Organizers get busy and forget to file their competition organizer reports. The competition then goes onto the publicly posted Delinquent Competition List. The Competition Directorate then has to contact the organizer to get these reports filed so that judges get their points.
Future State
The Competition Directorate has asked for major changes to the IT systems that support nearly 1000 world-wide competitions yearly. So, what would the processes look like when these changes are made?
Registrations and payments would still be done online, like they are today. However, when the Competition Directorate approves the registration, the system itself would send the organizer a registration email with their password. A single, on-line database would be updated with the competition information. With that password the organizer could log into the BJCP competition system and perform a number of operations listed below.
- Download the judge information they require.
- They could update competition information, such as the competition dates, themselves.
- They could file their on-line organizer reports and they could make updates to their organizer reports. They could upload their XML files. The system would check and verify the competition rules and provide feedback to the organizers if there are problems. Confirmation emails would be sent to the BJCP participants.
- Notices would be emailed to organizers reminding them to file their reports. If the competitions go onto the Delinquent List because the reports are overdue, notices would be emailed to the organizers and the Competition Directorate.

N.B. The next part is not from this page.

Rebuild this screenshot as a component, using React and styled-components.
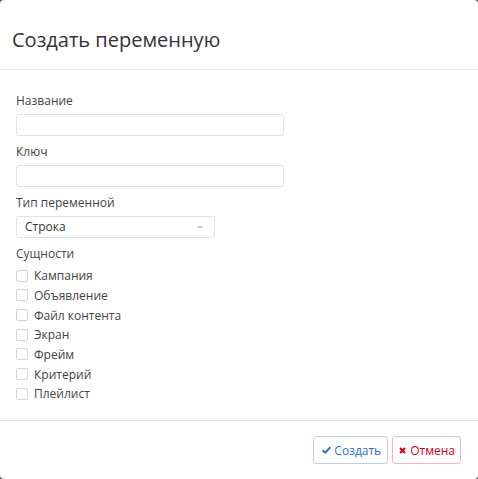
import React from "react"
import styled, { createGlobalStyle } from "styled-components"

const GlobalStyle = createGlobalStyle`
  html, body {
    margin: 0;
    padding: 0;
    background: #555;
  }
  * {
    box-sizing: border-box;
  }
`

const Modal = styled.div`
  width: 478px;
  height: 479px;
  background: #fff;
  border-radius: 4px;
  font-family: "Open Sans", "Liberation Sans", sans-serif;
  color: #333;
  display: flex;
  flex-direction: column;
  overflow: hidden;
`

const Header = styled.div`
  padding: 26px 12px 15px;
  border-bottom: 1px solid #e5e5e5;
`

const Title = styled.h4`
  margin: 0;
  font-size: 20px;
  font-weight: 400;
  line-height: 28px;
  color: #333;
`

const Body = styled.div`
  padding: 22px 16px 0;
  flex: 1;
  display: flex;
  flex-direction: column;
`

const Label = styled.label`
  display: block;
  font-size: 12px;
  line-height: 17px;
  color: #444;
  margin-bottom: 5px;
`

const Field = styled.div`
  margin-bottom: 7px;
`

const Input = styled.input`
  display: block;
  width: ${(p) => p.$width}px;
  height: 22px;
  border: 1px solid #dfe3ea;
  border-radius: 3px;
  padding: 0 8px;
  font-family: inherit;
  font-size: 12px;
  outline: none;
`

const Select = styled.div`
  width: 199px;
  height: 22px;
  border: 1px solid #dfe3ea;
  border-radius: 3px;
  padding: 0 8px;
  font-size: 12px;
  line-height: 20px;
  color: #333;
  display: flex;
  align-items: center;
  justify-content: space-between;
`

const Caret = styled.span`
  width: 0;
  height: 0;
  border-left: 3px solid transparent;
  border-right: 3px solid transparent;
  border-top: 3px solid #c0c0c0;
  margin-right: 3px;
`

const CheckList = styled.div`
  display: flex;
  flex-direction: column;
  margin-top: -1px;
`

const CheckRow = styled.label`
  display: flex;
  align-items: center;
  height: 19.67px;
  font-size: 12px;
  color: #444;
`

const Box = styled.span`
  width: 12px;
  height: 12px;
  border: 1px solid #cfd3d8;
  border-radius: 2px;
  background: #fff;
  margin-right: 6px;
  flex-shrink: 0;
`

const Footer = styled.div`
  border-top: 1px solid #e5e5e5;
  padding: 15px 17px 15px;
  display: flex;
  justify-content: flex-end;
  gap: 4px;
`

const Button = styled.button`
  height: 28px;
  padding: ${(p) => (p.$danger ? "0 5px 0 6px" : "0 6px 0 8px")};
  background: #fff;
  border: 1px solid ${(p) => (p.$danger ? "#f1b7bd" : "#b9d1ef")};
  color: ${(p) => (p.$danger ? "#d0021b" : "#2f6fd0")};
  border-radius: 3px;
  font-family: inherit;
  font-size: 12px;
  display: flex;
  align-items: center;
  gap: ${(p) => (p.$danger ? "4px" : "3px")};
  cursor: pointer;
`

const entities = [
  "Кампания",
  "Объявление",
  "Файл контента",
  "Экран",
  "Фрейм",
  "Критерий",
  "Плейлист",
]

const CheckIcon = () => (
  <svg width="9" height="8" viewBox="0 0 9 8">
    <path d="M0.7 4.2 L3.2 6.6 L8.3 1.2" fill="none" stroke="#2f6fd0" strokeWidth="2" />
  </svg>
)

const CrossIcon = () => (
  <svg width="7" height="7" viewBox="0 0 7 7">
    <path d="M1 1 L6 6 M6 1 L1 6" fill="none" stroke="#d0021b" strokeWidth="2" />
  </svg>
)

const App = () => {
  return (
    <>
      <GlobalStyle />
      <Modal>
        <Header>
          <Title>Создать переменную</Title>
        </Header>
        <Body>
          <Field>
            <Label>Название</Label>
            <Input $width={268} />
          </Field>
          <Field>
            <Label>Ключ</Label>
            <Input $width={268} />
          </Field>
          <Field>
            <Label>Тип переменной</Label>
            <Select>
              <span>Строка</span>
              <Caret />
            </Select>
          </Field>
          <Label>Сущности</Label>
          <CheckList>
            {entities.map((name) => (
              <CheckRow key={name}>
                <Box />
                {name}
              </CheckRow>
            ))}
          </CheckList>
        </Body>
        <Footer>
          <Button>
            <CheckIcon />
            Создать
          </Button>
          <Button $danger>
            <CrossIcon />
            Отмена
          </Button>
        </Footer>
      </Modal>
    </>
  )
}

export default App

- Other changes would also handle internationalization with world-wide character sets and monetary systems.
In summary, the system would eliminate the current remote-master database concept with a single on-line database to which everyone has specific rights. And the overall competition registration and reporting system would be highly automated making it more friendly to the organizers and far less work for the Competition Directorate.
We are looking forward to the Board funding of this IT development and to improve the competition registration and reporting experience for the competition community.